> _Required work_: Extract each line holding the word "this" from the entries.

(Records with interface code)

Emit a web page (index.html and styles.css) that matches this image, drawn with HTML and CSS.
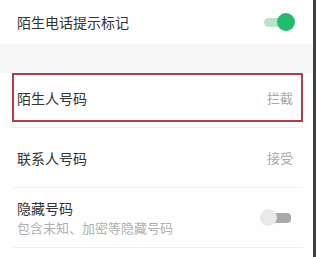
FILE: index.html
```html
<!DOCTYPE html>
<html lang="zh">
<head>
<meta charset="utf-8">
<link rel="stylesheet" href="styles.css">
</head>
<body>
<div class="screen">
  <div class="row-top">
    <span class="title">陌生电话提示标记</span>
    <span class="toggle on"></span>
  </div>
  <div class="band"></div>
  <div class="highlight">
    <span class="title">陌生人号码</span>
    <span class="value">拦截</span>
  </div>
  <div class="list">
    <div class="row">
      <span class="title">联系人号码</span>
      <span class="value">接受</span>
    </div>
    <div class="row">
      <div class="texts">
        <span class="title">隐藏号码</span>
        <span class="sub">包含未知、加密等隐藏号码</span>
      </div>
      <span class="toggle off"></span>
    </div>
  </div>
</div>
</body>
</html>
```
FILE: styles.css
```css
html, body {
  margin: 0;
  padding: 0;
  background: #ffffff;
}
body {
  font-family: "Noto Sans CJK SC", "Noto Sans", sans-serif;
}
.screen {
  width: 316px;
  height: 257px;
  box-sizing: border-box;
  border-right: 3px solid #3e3e3e;
  background: #fefefe;
  overflow: hidden;
}
.title {
  font-size: 14px;
  line-height: 18px;
  color: #333333;
}
.value {
  font-size: 13px;
  line-height: 18px;
  color: #a8a8a8;
}
.sub {
  font-size: 13px;
  line-height: 18px;
  color: #b0b0b0;
}
.row-top {
  height: 44px;
  display: flex;
  align-items: center;
  justify-content: space-between;
  padding: 0 18px 0 17px;
}
.band {
  height: 29px;
  background: #f7f7f7;
}
.highlight {
  margin: 0 10px 0 12px;
  height: 49px;
  box-sizing: border-box;
  border: 2px solid #b43a4e;
  display: flex;
  align-items: center;
  justify-content: space-between;
  padding: 0 8px 0 3px;
}
.list {
  margin: 5px 10px 0 13px;
  border-top: 1px solid #f0f0f0;
}
.row {
  height: 60px;
  box-sizing: border-box;
  border-bottom: 1px solid #f0f0f0;
  display: flex;
  align-items: center;
  justify-content: space-between;
  padding: 0 10px 0 4px;
}
.texts {
  display: flex;
  flex-direction: column;
}
.texts .title,
.texts .sub {
  line-height: 20px;
}
.toggle {
  position: relative;
  width: 31px;
  height: 18px;
}
.toggle::before,
.toggle::after {
  content: "";
  position: absolute;
  border-radius: 9px;
}
.toggle.on::before {
  left: 0;
  top: 5px;
  width: 26px;
  height: 9px;
  background: #b9e4c9;
}
.toggle.on::after {
  right: 0;
  top: 0;
  width: 18px;
  height: 18px;
  background: #1fbd6c;
}
.toggle.off {
  margin-right: 2px;
}
.toggle.off::before {
  right: 0;
  top: 4px;
  width: 24px;
  height: 10px;
  background: #a9a9a9;
  border-radius: 4px;
}
.toggle.off::after {
  left: 0;
  top: 0;
  width: 17px;
  height: 17px;
  background: #e9e9e9;
}
```
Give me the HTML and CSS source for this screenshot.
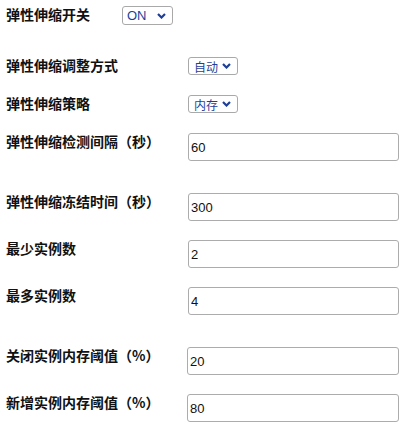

> _Task response_:
Emit a web page (index.html and styles.css) that matches this image, drawn with HTML and CSS.
Give me the HTML and CSS source for this screenshot.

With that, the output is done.